== The problem ==
Repeat every line of the listing below exactly, minus the pictures.
⁂
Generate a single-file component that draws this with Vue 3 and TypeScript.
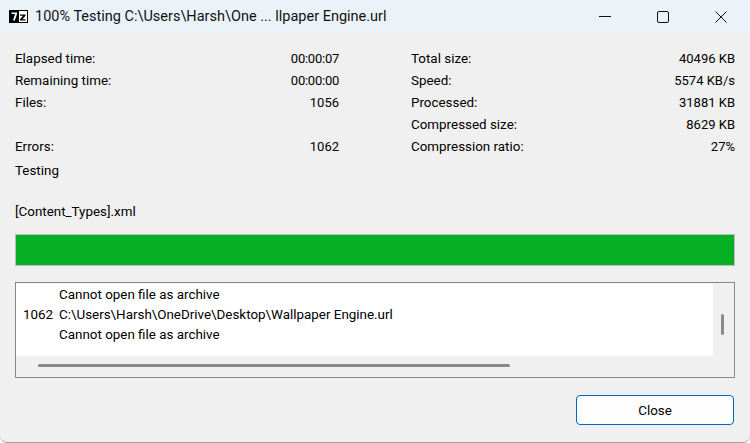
<script setup lang="ts">
const leftStats = [
  { label: 'Elapsed time:', value: '00:00:07', tight: true },
  { label: 'Remaining time:', value: '00:00:00', tight: true },
  { label: 'Files:', value: '1056', tight: false },
  { label: '', value: '', tight: false },
  { label: 'Errors:', value: '1062', tight: false },
]
const rightStats = [
  { label: 'Total size:', value: '40496 KB' },
  { label: 'Speed:', value: '5574 KB/s' },
  { label: 'Processed:', value: '31881 KB' },
  { label: 'Compressed size:', value: '8629 KB' },
  { label: 'Compression ratio:', value: '27%' },
]
</script>

<template>
  <div class="window">
    <header class="titlebar">
      <svg class="app-icon" width="19" height="13" viewBox="0 0 19 13">
        <rect x="0.5" y="0.5" width="18" height="12" fill="#fff" stroke="#000" />
        <rect x="1" y="1" width="9" height="11" fill="#000" />
        <path d="M2.5 2.5h5.5v1.6L5.8 10.5H4L6 4H2.5z" fill="#fff" />
        <path d="M11 4.5h5.5v1.3L13.4 9.3h3.1v1.2H11V9.2l3-3.5h-3z" fill="#000" />
      </svg>
      <span class="title">100% Testing C:\Users\Harsh\One ... llpaper Engine.url</span>
      <div class="controls">
        <svg width="12" height="12" viewBox="0 0 12 12"><path d="M0 5.5h12" stroke="#111" fill="none" /></svg>
        <svg width="12" height="12" viewBox="0 0 12 12"><rect x="0.5" y="0.5" width="11" height="11" rx="1.5" stroke="#111" fill="none" /></svg>
        <svg width="12" height="12" viewBox="0 0 12 12"><path d="M0.5 0.5l11 11M11.5 0.5l-11 11" stroke="#111" fill="none" /></svg>
      </div>
    </header>
    <main class="body">
      <section class="stats">
        <div class="col">
          <div v-for="(s, i) in leftStats" :key="i" class="row">
            <span>{{ s.label }}</span><span class="val" :class="{ tight: s.tight }">{{ s.value }}</span>
          </div>
        </div>
        <div class="col">
          <div v-for="s in rightStats" :key="s.label" class="row">
            <span>{{ s.label }}</span><span class="val">{{ s.value }}</span>
          </div>
        </div>
      </section>
      <div class="status">Testing</div>
      <div class="file">[Content_Types].xml</div>
      <div class="progress"><div class="fill"></div></div>
      <div class="log">
        <div class="log-main">
          <div class="log-list">
            <div class="log-row"><span class="num"></span><span>Cannot open file as archive</span></div>
            <div class="log-row"><span class="num">1062</span><span>C:\Users\Harsh\OneDrive\Desktop\Wallpaper Engine.url</span></div>
            <div class="log-row"><span class="num"></span><span>Cannot open file as archive</span></div>
          </div>
          <div class="vscroll"><div class="vthumb"></div></div>
        </div>
        <div class="hscroll"><div class="hthumb"></div></div>
      </div>
      <div class="footer">
        <button class="close" type="button">Close</button>
      </div>
    </main>
  </div>
</template>

<style scoped>
.window {
  width: 750px;
  height: 443px;
  box-sizing: border-box;
  background: #f0f0f0;
  font-family: Roboto, "Liberation Sans", sans-serif;
  font-size: 13.4px;
  color: #000;
  overflow: hidden;
  display: flex;
  flex-direction: column;
  border-radius: 0 0 7px 7px;
  border-bottom: 1px solid #a0a0a0;
}
.titlebar {
  height: 33px;
  background: #ebf3f9;
  display: flex;
  align-items: center;
  padding-left: 9px;
  flex: none;
}
.app-icon { flex: none; margin-right: 7px; }
.title { font-size: 14.5px; flex: 1; white-space: nowrap; color: #111; }
.controls {
  display: flex;
  gap: 46px;
  padding-right: 23px;
  align-items: center;
}
.body {
  flex: 1;
  padding: 15px 15px 0 15px;
  display: flex;
  flex-direction: column;
}
.stats {
  display: flex;
  gap: 72px;
}
.col { width: 324px; }
.row {
  height: 22px;
  line-height: 22px;
  display: flex;
  justify-content: space-between;
}
.val { font-size: 13px; }
.tight { letter-spacing: -0.25px; }
.status { margin-top: 2px; height: 22px; line-height: 22px; }
.file { margin-top: 19px; height: 22px; line-height: 22px; }
.progress {
  margin-top: 11px;
  height: 32px;
  box-sizing: border-box;
  border: 1px solid #bcbcbc;
  background: #e6e6e6;
}
.fill { height: 100%; background: #06b025; }
.log {
  margin-top: 16px;
  height: 96px;
  box-sizing: border-box;
  border: 1px solid #828790;
  background: #f0f0f0;
  display: flex;
  flex-direction: column;
}
.log-main { display: flex; height: 73px; padding-top: 1px; box-sizing: border-box; }
.log-list {
  flex: 1;
  background: #fff;
  border-radius: 0 0 2px 0;
  padding: 1px 0 0 7px;
}
.log-row { height: 20px; line-height: 20px; display: flex; }
.num { width: 28px; margin-right: 8px; text-align: right; }
.vscroll { width: 21px; position: relative; flex: none; }
.vthumb {
  position: absolute;
  left: 8px;
  top: 30px;
  width: 3px;
  height: 21px;
  border-radius: 2px;
  background: #8a8a8a;
}
.hscroll { flex: 1; position: relative; }
.hthumb {
  position: absolute;
  left: 22px;
  top: 8px;
  width: 472px;
  height: 3px;
  border-radius: 2px;
  background: #8a8a8a;
}
.footer {
  display: flex;
  justify-content: flex-end;
  margin-top: 17px;
  padding-right: 1px;
}
.close {
  width: 158px;
  height: 30px;
  box-sizing: border-box;
  border: 1px solid #0067c0;
  border-radius: 4px;
  background: #fdfdfd;
  font: inherit;
  color: #000;
  padding: 0;
}
</style>

<style>
html, body { margin: 0; background: #fff; }
</style>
⁂
== Response to the exercise ==
Generate a single-file component that draws this with Vue 3 and TypeScript.
<script setup lang="ts">
const leftStats = [
  { label: 'Elapsed time:', value: '00:00:07', tight: true },
  { label: 'Remaining time:', value: '00:00:00', tight: true },
  { label: 'Files:', value: '1056', tight: false },
  { label: '', value: '', tight: false },
  { label: 'Errors:', value: '1062', tight: false },
]
const rightStats = [
  { label: 'Total size:', value: '40496 KB' },
  { label: 'Speed:', value: '5574 KB/s' },
  { label: 'Processed:', value: '31881 KB' },
  { label: 'Compressed size:', value: '8629 KB' },
  { label: 'Compression ratio:', value: '27%' },
]
</script>

<template>
  <div class="window">
    <header class="titlebar">
      <svg class="app-icon" width="19" height="13" viewBox="0 0 19 13">
        <rect x="0.5" y="0.5" width="18" height="12" fill="#fff" stroke="#000" />
        <rect x="1" y="1" width="9" height="11" fill="#000" />
        <path d="M2.5 2.5h5.5v1.6L5.8 10.5H4L6 4H2.5z" fill="#fff" />
        <path d="M11 4.5h5.5v1.3L13.4 9.3h3.1v1.2H11V9.2l3-3.5h-3z" fill="#000" />
      </svg>
      <span class="title">100% Testing C:\Users\Harsh\One ... llpaper Engine.url</span>
      <div class="controls">
        <svg width="12" height="12" viewBox="0 0 12 12"><path d="M0 5.5h12" stroke="#111" fill="none" /></svg>
        <svg width="12" height="12" viewBox="0 0 12 12"><rect x="0.5" y="0.5" width="11" height="11" rx="1.5" stroke="#111" fill="none" /></svg>
        <svg width="12" height="12" viewBox="0 0 12 12"><path d="M0.5 0.5l11 11M11.5 0.5l-11 11" stroke="#111" fill="none" /></svg>
      </div>
    </header>
    <main class="body">
      <section class="stats">
        <div class="col">
          <div v-for="(s, i) in leftStats" :key="i" class="row">
            <span>{{ s.label }}</span><span class="val" :class="{ tight: s.tight }">{{ s.value }}</span>
          </div>
        </div>
        <div class="col">
          <div v-for="s in rightStats" :key="s.label" class="row">
            <span>{{ s.label }}</span><span class="val">{{ s.value }}</span>
          </div>
        </div>
      </section>
      <div class="status">Testing</div>
      <div class="file">[Content_Types].xml</div>
      <div class="progress"><div class="fill"></div></div>
      <div class="log">
        <div class="log-main">
          <div class="log-list">
            <div class="log-row"><span class="num"></span><span>Cannot open file as archive</span></div>
            <div class="log-row"><span class="num">1062</span><span>C:\Users\Harsh\OneDrive\Desktop\Wallpaper Engine.url</span></div>
            <div class="log-row"><span class="num"></span><span>Cannot open file as archive</span></div>
          </div>
          <div class="vscroll"><div class="vthumb"></div></div>
        </div>
        <div class="hscroll"><div class="hthumb"></div></div>
      </div>
      <div class="footer">
        <button class="close" type="button">Close</button>
      </div>
    </main>
  </div>
</template>

<style scoped>
.window {
  width: 750px;
  height: 443px;
  box-sizing: border-box;
  background: #f0f0f0;
  font-family: Roboto, "Liberation Sans", sans-serif;
  font-size: 13.4px;
  color: #000;
  overflow: hidden;
  display: flex;
  flex-direction: column;
  border-radius: 0 0 7px 7px;
  border-bottom: 1px solid #a0a0a0;
}
.titlebar {
  height: 33px;
  background: #ebf3f9;
  display: flex;
  align-items: center;
  padding-left: 9px;
  flex: none;
}
.app-icon { flex: none; margin-right: 7px; }
.title { font-size: 14.5px; flex: 1; white-space: nowrap; color: #111; }
.controls {
  display: flex;
  gap: 46px;
  padding-right: 23px;
  align-items: center;
}
.body {
  flex: 1;
  padding: 15px 15px 0 15px;
  display: flex;
  flex-direction: column;
}
.stats {
  display: flex;
  gap: 72px;
}
.col { width: 324px; }
.row {
  height: 22px;
  line-height: 22px;
  display: flex;
  justify-content: space-between;
}
.val { font-size: 13px; }
.tight { letter-spacing: -0.25px; }
.status { margin-top: 2px; height: 22px; line-height: 22px; }
.file { margin-top: 19px; height: 22px; line-height: 22px; }
.progress {
  margin-top: 11px;
  height: 32px;
  box-sizing: border-box;
  border: 1px solid #bcbcbc;
  background: #e6e6e6;
}
.fill { height: 100%; background: #06b025; }
.log {
  margin-top: 16px;
  height: 96px;
  box-sizing: border-box;
  border: 1px solid #828790;
  background: #f0f0f0;
  display: flex;
  flex-direction: column;
}
.log-main { display: flex; height: 73px; padding-top: 1px; box-sizing: border-box; }
.log-list {
  flex: 1;
  background: #fff;
  border-radius: 0 0 2px 0;
  padding: 1px 0 0 7px;
}
.log-row { height: 20px; line-height: 20px; display: flex; }
.num { width: 28px; margin-right: 8px; text-align: right; }
.vscroll { width: 21px; position: relative; flex: none; }
.vthumb {
  position: absolute;
  left: 8px;
  top: 30px;
  width: 3px;
  height: 21px;
  border-radius: 2px;
  background: #8a8a8a;
}
.hscroll { flex: 1; position: relative; }
.hthumb {
  position: absolute;
  left: 22px;
  top: 8px;
  width: 472px;
  height: 3px;
  border-radius: 2px;
  background: #8a8a8a;
}
.footer {
  display: flex;
  justify-content: flex-end;
  margin-top: 17px;
  padding-right: 1px;
}
.close {
  width: 158px;
  height: 30px;
  box-sizing: border-box;
  border: 1px solid #0067c0;
  border-radius: 4px;
  background: #fdfdfd;
  font: inherit;
  color: #000;
  padding: 0;
}
</style>

<style>
html, body { margin: 0; background: #fff; }
</style>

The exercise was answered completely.